Five men carrying machine guns dressed in foreign military gear decided to come and pull me from my home in the middle of the night. I was taken in the dark of night to a place that looked like a waiting room and told to sit in a chair. They told me that I was going to go to prison. Not like the wonderful Americanized prisons, but a dark and creepy foreign one. I asked if I could at least tell my family what was going on. It was the middle of the night and they would be really scared and worried. They denied this request without hesitation. Miraculously, however, I was able to escape and get to my fearful family and tell them what was going on. I was there mere seconds before those machine gun armed men found me and quickly drug me back to the room. It was there that I had to sit and wait. I was told to wait to see if I was going to be a prisoner or would be released.
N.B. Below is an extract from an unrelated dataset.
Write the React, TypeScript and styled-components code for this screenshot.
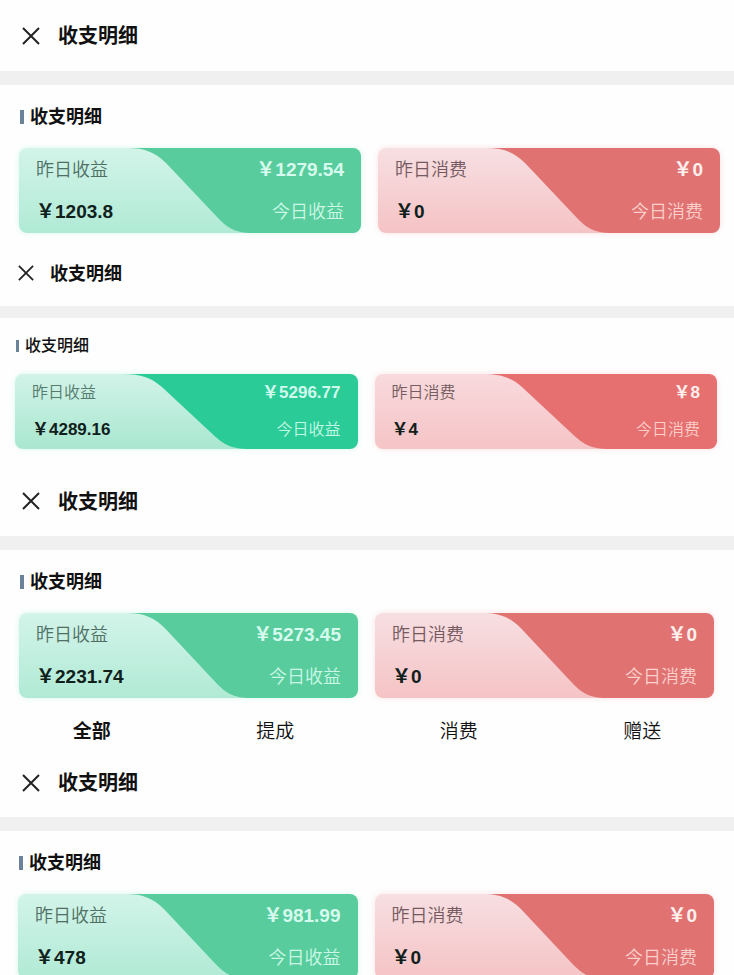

I sat down angry, sad, and fearful for the worst. Waiting, waiting,waiting......I closed my eyes. I heard a beeping coming from one of the other rooms as I opened my eyes to see where the noise was coming from.......
I opened my eyes and realize that this horrific sequence of events was really only a DREAM.

And that folks is how I began this wonderful day!

I went to the doc today for my 6 month check up and I obviously (as you can see from my dream) was a little anxious! I waited patiently all morning and even made it in to the gym to burn off some nervous energy! The time came and blood was done. I waited another hour to hear the news. Lucky for me.....best news all day. I AM STILL CANCER FREE AFTER 6 MONTHS!!!! This really is the best thing that i have heard all day! Now off to work till 8:oo. Then maybe a nice celebratory glass of wine when I get home.
I am not really afraid to battle cancer again, but I really don't WANT to. It was not fun even though I may have played it out to be. It was exhausting and I didn't even realize that I was until I was done with treatment. I think we do what we have to do. This is no big secret. When your head runs your life amazing things are possible. I never realized how being positive really does CHANGE your life's path. I have experienced this first hand. It is so easy to slip back into old habits and thinking of the worst. Look at yesterday...I am not sure if I will ever be OK with these visits. I will try my best to look around and enjoy the ride rather than focus on the ups and downs that lie ahead. Live in the moment!

I am thankful yet again to wake up this morning to my daughters foot in my face and the alarm going off way too early! The nerves are for nothing on this beautiful day! I am still here and free of this mess, so for today that is all I need.